En las librerías
«Las librerías nutren las bibliotecas privadas, principal herramienta del escritor; mientras que las bibliotecas públicas promueven la lectura o cubren necesidades»
Es muy hermoso lo que explica Jeff Deutsch, en su recientemente publicado In Praise of Good Bookstores, acerca de las viejas librerías de barrio que coloreaban en nuestra infancia y juventud el rostro de las ciudades. Dice Deutsch: «La buena librería versa sobre la interioridad. Inmersos en la búsqueda, muchos de nosotros nos desplazamos por aquel espacio como si estuviéramos dentro de la Mente misma —del universo o de Dios, según la inclinación de cada uno—. Y muchos, entonces, nos volvemos hacia adentro al hacerlo, hallando un lugar especialmente propicio para la introspección». Por supuesto, las librerías siguen existiendo y quizás sean mejores que nunca: con mejores fondos, con mejor programación cultural, más adecuadas —por su comodidad— para el curioseo junto a una taza de café y un bollo de cardamomo.
En esto, el proceso de transformación ha sido similar al de las bibliotecas —que, fuera de España, en raras ocasiones cumplen la función de sala de estudio—, aunque no sabría decir quién inició este camino de adaptación a una cultura cada vez más social. Su cometido, sin embargo, es distinto: las librerías nutren las bibliotecas privadas, principal herramienta del escritor; mientras que las bibliotecas públicas suplen lagunas, promueven la lectura o cubren necesidades. Su labor, por ejemplo, resulta crucial en los años escolares; pero en ningún caso pueden sustituir la familiaridad de los libros que atesoramos en casa. Si la clave de la cultura es el tiempo —o, al menos, una de sus claves—, sólo una biblioteca personal nos otorga este tiempo.
La estadística confirma que el éxito académico en la infancia se mide por el número de libros que se pueden consultar en casa. Creo —hablo de memoria— que, a partir de los quinientos, se disparan los resultados escolares. Más evidente aún es el dato de uno de los primeros PISA in Focus publicados en nuestro país, donde se demuestra que el mejor indicador del éxito en los estudios son las horas de lectura diaria en voz alta que los padres dedican a sus hijos a partir de los cuatro años. Asombra pensar que, a edades tan tempranas, se decida el futuro de una persona; pero, al menos en parte, debe de ser así.
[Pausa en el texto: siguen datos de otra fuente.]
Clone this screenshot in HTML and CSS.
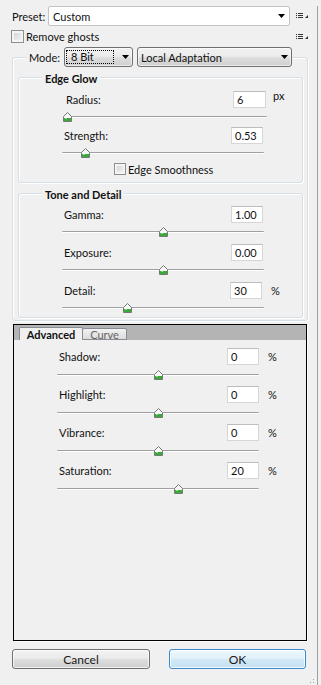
FILE: index.html
```html
<!DOCTYPE html>
<html>
<head>
<meta charset="utf-8">
<link rel="stylesheet" href="styles.css">
</head>
<body>
<div class="dialog">
  <div class="row-preset">
    <span class="lbl-preset">Preset:</span>
    <div class="combo combo-white combo-preset">
      <span class="combo-text">Custom</span>
      <svg class="arrow" viewBox="0 0 7 4"><polygon points="0,0 7,0 3.5,4" fill="#000"/></svg>
    </div>
    <svg class="menu-icon" viewBox="0 0 12 6"><rect x="0" y="0" width="1" height="1" fill="#333"/><rect x="2" y="0" width="5" height="1" fill="#333"/><rect x="0" y="2" width="1" height="1" fill="#333"/><rect x="2" y="2" width="5" height="1" fill="#333"/><rect x="0" y="4" width="1" height="1" fill="#333"/><rect x="2" y="4" width="5" height="1" fill="#333"/><polygon points="12,2 12,5 9,5" fill="#333"/></svg>
  </div>
  <div class="row-ghosts">
    <span class="check"></span>
    <span class="check-label">Remove ghosts</span>
    <svg class="menu-icon" viewBox="0 0 12 6"><rect x="0" y="0" width="1" height="1" fill="#333"/><rect x="2" y="0" width="5" height="1" fill="#333"/><rect x="0" y="2" width="1" height="1" fill="#333"/><rect x="2" y="2" width="5" height="1" fill="#333"/><rect x="0" y="4" width="1" height="1" fill="#333"/><rect x="2" y="4" width="5" height="1" fill="#333"/><polygon points="12,2 12,5 9,5" fill="#333"/></svg>
  </div>

  <div class="outer">
    <div class="mode-row">
      <span class="mode-label">Mode:</span>
      <div class="combo combo-btn combo-bit">
        <span class="focus">8 Bit</span>
        <svg class="arrow" viewBox="0 0 7 4"><polygon points="0,0 7,0 3.5,4" fill="#000"/></svg>
      </div>
      <div class="combo combo-btn combo-method">
        <span class="combo-text">Local Adaptation</span>
        <svg class="arrow" viewBox="0 0 7 4"><polygon points="0,0 7,0 3.5,4" fill="#000"/></svg>
      </div>
    </div>

    <div class="group group-edge">
      <div class="group-title">Edge Glow</div>
      <div class="param-row row-radius">
        <span class="plabel lbl-radius">Radius:</span>
        <span class="field field-wide">6</span>
        <span class="unit unit-px">px</span>
      </div>
      <div class="slider slider-radius"><span class="track"></span><svg class="thumb" style="left:1.5%" viewBox="0 0 9 10"><path d="M4.5 0.5 L8.5 4.5 L8.5 9.5 L0.5 9.5 L0.5 4.5 Z" fill="#f7f7f7" stroke="#737a73"/><rect x="1" y="6" width="7" height="3" fill="#3aa83a"/><rect x="2" y="6" width="2" height="1" fill="#8fd88f"/></svg></div>
      <div class="param-row row-strength">
        <span class="plabel lbl-std">Strength:</span>
        <span class="field">0.53</span>
      </div>
      <div class="slider slider-std"><span class="track"></span><svg class="thumb" style="left:11.6%" viewBox="0 0 9 10"><path d="M4.5 0.5 L8.5 4.5 L8.5 9.5 L0.5 9.5 L0.5 4.5 Z" fill="#f7f7f7" stroke="#737a73"/><rect x="1" y="6" width="7" height="3" fill="#3aa83a"/><rect x="2" y="6" width="2" height="1" fill="#8fd88f"/></svg></div>
      <div class="smooth-row">
        <span class="check check-small"></span>
        <span class="check-label">Edge Smoothness</span>
      </div>
    </div>

    <div class="group group-tone">
      <div class="group-title">Tone and Detail</div>
      <div class="param-row row-first">
        <span class="plabel lbl-std">Gamma:</span>
        <span class="field">1.00</span>
      </div>
      <div class="slider slider-std"><span class="track"></span><svg class="thumb" style="left:50%" viewBox="0 0 9 10"><path d="M4.5 0.5 L8.5 4.5 L8.5 9.5 L0.5 9.5 L0.5 4.5 Z" fill="#f7f7f7" stroke="#737a73"/><rect x="1" y="6" width="7" height="3" fill="#3aa83a"/><rect x="2" y="6" width="2" height="1" fill="#8fd88f"/></svg></div>
      <div class="param-row row-next">
        <span class="plabel lbl-std">Exposure:</span>
        <span class="field">0.00</span>
      </div>
      <div class="slider slider-std"><span class="track"></span><svg class="thumb" style="left:50%" viewBox="0 0 9 10"><path d="M4.5 0.5 L8.5 4.5 L8.5 9.5 L0.5 9.5 L0.5 4.5 Z" fill="#f7f7f7" stroke="#737a73"/><rect x="1" y="6" width="7" height="3" fill="#3aa83a"/><rect x="2" y="6" width="2" height="1" fill="#8fd88f"/></svg></div>
      <div class="param-row row-next">
        <span class="plabel lbl-detail">Detail:</span>
        <span class="field">30</span>
        <span class="unit unit-pct">%</span>
      </div>
      <div class="slider slider-std"><span class="track"></span><svg class="thumb" style="left:32%" viewBox="0 0 9 10"><path d="M4.5 0.5 L8.5 4.5 L8.5 9.5 L0.5 9.5 L0.5 4.5 Z" fill="#f7f7f7" stroke="#737a73"/><rect x="1" y="6" width="7" height="3" fill="#3aa83a"/><rect x="2" y="6" width="2" height="1" fill="#8fd88f"/></svg></div>
    </div>
  </div>

  <div class="tabpanel">
    <div class="tab-strip">
      <span class="tab tab-active">Advanced</span>
      <span class="tab tab-inactive">Curve</span>
    </div>
    <div class="tab-body">
      <div class="param-row row-adv-first">
        <span class="plabel lbl-adv">Shadow:</span>
        <span class="field">0</span>
        <span class="unit unit-pct">%</span>
      </div>
      <div class="slider slider-adv"><span class="track"></span><svg class="thumb" style="left:50%" viewBox="0 0 9 10"><path d="M4.5 0.5 L8.5 4.5 L8.5 9.5 L0.5 9.5 L0.5 4.5 Z" fill="#f7f7f7" stroke="#737a73"/><rect x="1" y="6" width="7" height="3" fill="#3aa83a"/><rect x="2" y="6" width="2" height="1" fill="#8fd88f"/></svg></div>
      <div class="param-row row-adv">
        <span class="plabel lbl-adv">Highlight:</span>
        <span class="field">0</span>
        <span class="unit unit-pct">%</span>
      </div>
      <div class="slider slider-adv"><span class="track"></span><svg class="thumb" style="left:50%" viewBox="0 0 9 10"><path d="M4.5 0.5 L8.5 4.5 L8.5 9.5 L0.5 9.5 L0.5 4.5 Z" fill="#f7f7f7" stroke="#737a73"/><rect x="1" y="6" width="7" height="3" fill="#3aa83a"/><rect x="2" y="6" width="2" height="1" fill="#8fd88f"/></svg></div>
      <div class="param-row row-adv">
        <span class="plabel lbl-adv">Vibrance:</span>
        <span class="field">0</span>
        <span class="unit unit-pct">%</span>
      </div>
      <div class="slider slider-adv"><span class="track"></span><svg class="thumb" style="left:50%" viewBox="0 0 9 10"><path d="M4.5 0.5 L8.5 4.5 L8.5 9.5 L0.5 9.5 L0.5 4.5 Z" fill="#f7f7f7" stroke="#737a73"/><rect x="1" y="6" width="7" height="3" fill="#3aa83a"/><rect x="2" y="6" width="2" height="1" fill="#8fd88f"/></svg></div>
      <div class="param-row row-adv">
        <span class="plabel lbl-adv">Saturation:</span>
        <span class="field">20</span>
        <span class="unit unit-pct">%</span>
      </div>
      <div class="slider slider-adv"><span class="track"></span><svg class="thumb" style="left:60%" viewBox="0 0 9 10"><path d="M4.5 0.5 L8.5 4.5 L8.5 9.5 L0.5 9.5 L0.5 4.5 Z" fill="#f7f7f7" stroke="#737a73"/><rect x="1" y="6" width="7" height="3" fill="#3aa83a"/><rect x="2" y="6" width="2" height="1" fill="#8fd88f"/></svg></div>
    </div>
  </div>

  <div class="buttons">
    <span class="btn btn-cancel">Cancel</span>
    <span class="btn btn-ok">OK</span>
  </div>

  <svg class="grip" viewBox="0 0 10 10"><rect x="8" y="0" width="1" height="1" fill="#a0a0a0"/><rect x="5" y="3" width="1" height="1" fill="#a0a0a0"/><rect x="8" y="3" width="1" height="1" fill="#a0a0a0"/><rect x="2" y="6" width="1" height="1" fill="#a0a0a0"/><rect x="5" y="6" width="1" height="1" fill="#a0a0a0"/><rect x="8" y="6" width="1" height="1" fill="#a0a0a0"/><rect x="2" y="9" width="1" height="1" fill="#a0a0a0"/><rect x="5" y="9" width="1" height="1" fill="#a0a0a0"/><rect x="8" y="9" width="1" height="1" fill="#a0a0a0"/></svg>
</div>
</body>
</html>
```

FILE: styles.css
```css
* { box-sizing: border-box; }
html, body { margin: 0; padding: 0; }
body {
  background: #f0f0f0;
  font-family: Lato, "Liberation Sans", sans-serif;
  font-size: 11px;
  line-height: 13px;
  color: #111;
  width: 321px;
  height: 685px;
  overflow: hidden;
}
.dialog {
  width: 318px;
  height: 685px;
  border-right: 1px solid #a0a0a0;
  position: relative;
}

/* top rows */
.row-preset {
  display: flex;
  align-items: center;
  height: 20px;
  margin-top: 6px;
  padding-left: 12px;
  padding-right: 9px;
}
.lbl-preset { width: 36px; }
.combo {
  display: flex;
  align-items: center;
  height: 20px;
}
.combo-white {
  background: #fff;
  border: 1px solid #c3c3c3;
  border-radius: 2px;
}
.combo-preset { width: 242px; padding-left: 4px; padding-right: 4px; }
.arrow { margin-left: auto; width: 7px; height: 4px; flex: none; }
.menu-icon { margin-left: auto; width: 12px; height: 6px; flex: none; }

.row-ghosts {
  display: flex;
  align-items: center;
  height: 13px;
  margin-top: 4px;
  padding-left: 11px;
  padding-right: 9px;
}
.check {
  width: 13px;
  height: 13px;
  flex: none;
  border: 1px solid #8e8f8f;
  background: linear-gradient(135deg, #cdd0d4, #f7f7f7);
  box-shadow: inset 0 0 0 2px #f4f4f4;
}
.check-small { width: 12px; height: 12px; }
.check-label { margin-left: 2px; }

/* outer group */
.outer {
  margin-top: 14px;
  margin-left: 12px;
  width: 296px;
  border: 1px solid #d5dfe5;
  border-radius: 3px;
  box-shadow: inset 1px 1px 0 #fff, 1px 1px 0 #fff;
  padding-bottom: 2px;
}
.mode-row {
  display: flex;
  align-items: center;
  width: max-content;
  height: 20px;
  margin-top: -11px;
  margin-left: 13px;
  padding-left: 3px;
  background: #f0f0f0;
}
.mode-label { width: 35px; }
.combo-btn {
  border: 1px solid #707070;
  border-radius: 3px;
  background: linear-gradient(#f2f2f2 0%, #ebebeb 45%, #dddddd 55%, #cfcfcf 100%);
  box-shadow: inset 0 0 0 1px rgba(255,255,255,0.6);
}
.combo-bit { width: 69px; padding-left: 1px; padding-right: 3px; }
.combo-method { width: 155px; margin-left: 4px; padding-left: 3px; padding-right: 3px; }
.focus {
  width: 48px;
  height: 14px;
  border: 1px dotted #000;
  padding-left: 4px;
  line-height: 12px;
}

.group {
  margin-left: 5px;
  width: 285px;
  border: 1px solid #d5dfe5;
  border-radius: 3px;
  box-shadow: inset 1px 1px 0 #fff, 1px 1px 0 #fff;
}
.group-edge { margin-top: 10px; padding-bottom: 7px; }
.group-tone { margin-top: 10px; padding-bottom: 4px; }
.group-title {
  width: max-content;
  margin-top: -6px;
  margin-left: 23px;
  padding: 0 3px;
  background: #f0f0f0;
  font-weight: bold;
}

.param-row {
  display: flex;
  align-items: center;
  height: 17px;
}
.row-radius { margin-top: 6px; padding-left: 47px; }
.row-strength { margin-top: 5px; padding-left: 45px; }
.row-first { margin-top: 5px; padding-left: 45px; }
.row-next { margin-top: 7px; padding-left: 45px; }
.lbl-radius { width: 167px; }
.lbl-std { width: 167px; }
.lbl-detail { width: 166px; }
.plabel { flex: none; }
.field {
  width: 32px;
  height: 17px;
  flex: none;
  background: #fff;
  border: 1px solid #d6d6d6;
  border-top-color: #bdbdbd;
  padding-left: 3px;
  line-height: 15px;
}
.field-wide { width: 33px; }
.unit { flex: none; }
.unit-px { margin-left: 7px; align-self: flex-start; margin-top: -2px; }
.unit-pct { margin-left: 9px; }

.slider {
  position: relative;
  height: 11px;
  margin-top: 3px;
}
.slider-radius { margin-left: 45px; width: 203px; }
.slider-std { margin-left: 43px; width: 202px; }
.slider-adv { margin-left: 43px; width: 202px; margin-top: 4px; }
.track {
  display: block;
  position: absolute;
  left: 0;
  right: 0;
  top: 5px;
  height: 2px;
  border-top: 1px solid #a0a0a0;
  border-bottom: 1px solid #fff;
  border-radius: 1px;
}
.thumb {
  position: absolute;
  top: 1px;
  width: 9px;
  height: 10px;
  margin-left: -4px;
}

.smooth-row {
  display: flex;
  align-items: center;
  height: 12px;
  margin-top: 5px;
  padding-left: 95px;
}

/* tab panel */
.tabpanel {
  margin-top: 3px;
  margin-left: 13px;
  width: 294px;
  height: 317px;
  border: 1px solid #000;
  box-shadow: 1px 1px 0 #fff;
}
.tab-strip {
  display: flex;
  align-items: flex-end;
  height: 15px;
  background: #b4b4b4;
  padding-left: 5px;
}
.tab {
  display: flex;
  align-items: center;
  justify-content: center;
  border: 1px solid #898c95;
  border-bottom: none;
  border-radius: 2px 2px 0 0;
}
.tab-active {
  width: 64px;
  height: 13px;
  background: #f0f0f0;
  font-weight: bold;
}
.tab-inactive {
  width: 44px;
  height: 12px;
  background: linear-gradient(#f2f2f2, #dcdcdc);
  color: #666;
  border-left: none;
  border-bottom: 1px solid #898c95;
}
.tab-body { padding-top: 0; }
.row-adv-first { margin-top: 8px; padding-left: 45px; }
.row-adv { margin-top: 6px; padding-left: 45px; }
.lbl-adv { width: 168px; }

/* buttons */
.buttons {
  display: flex;
  margin-top: 8px;
  padding-left: 12px;
}
.btn {
  display: flex;
  align-items: center;
  justify-content: center;
  height: 20px;
  border-radius: 3px;
  font-size: 12px;
  color: #1a1a1a;
}
.btn-cancel {
  width: 138px;
  border: 1px solid #707070;
  background: linear-gradient(#f2f2f2 0%, #ebebeb 45%, #dddddd 55%, #cfcfcf 100%);
  box-shadow: inset 0 0 0 1px rgba(255,255,255,0.7);
}
.btn-ok {
  width: 137px;
  margin-left: 19px;
  border: 1px solid #3c8ccc;
  background: linear-gradient(#eef7fd 0%, #e2f1fa 45%, #d0e8f6 55%, #c4e1f2 100%);
  box-shadow: inset 0 0 0 1px rgba(255,255,255,0.8);
}

.grip {
  position: absolute;
  right: 2px;
  bottom: 2px;
  width: 10px;
  height: 10px;
}
```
«Un país culto es aquel que mantiene en buen estado una densa red de librerías, bibliotecas, museos y conservatorios»
Las librerías siempre están detrás de cualquier cultura mínimamente sólida. Un país culto es aquel que mantiene en buen estado una densa red de librerías, bibliotecas, museos y conservatorios. Ninguna plataforma de series y películas ni ninguna librería online —con todas las ventajas que presentan— pueden suplir la importancia de los lugares santos. En esto, el catolicismo muestra una especial sabiduría al negar la validez de las confesiones por Internet o por teléfono: es preciso que se hagan cara a cara. Lo mismo puede sostenerse acerca de la cultura: la virtualidad complementa pero no sustituye.
Para Joseph Epstein, uno de los más evidentes placeres de las librerías consiste en fisgonear entre los estantes. Siempre surge algún descubrimiento inesperado, algún universo que desconocías. Lo más parecido que conozco a esta experiencia se daba cuando en la niñez curioseábamos en las enciclopedias: de la biografía de Confucio a la de Gorbachov. Al leer esos gruesos volúmenes muchos empezamos a construir nuestro caudal de saberes. No en vano, recuerdo que, cuando tenía seis o siete años, el primer libro que me compré fue un diccionario de mitología. De ahí quizás mi amor por las listas o, al menos, cierto afán coleccionista.
Al viajar nos acercamos a las librerías como a los lugares santos de nuestra juventud. Nunca voy a Madrid, Londres, Estocolmo o Nueva York sin visitar unas cuantas. Un mundo aún más preciado es el de las librerías de viejo. Ningún libro electrónico puede sustituir esta experiencia ni este placer.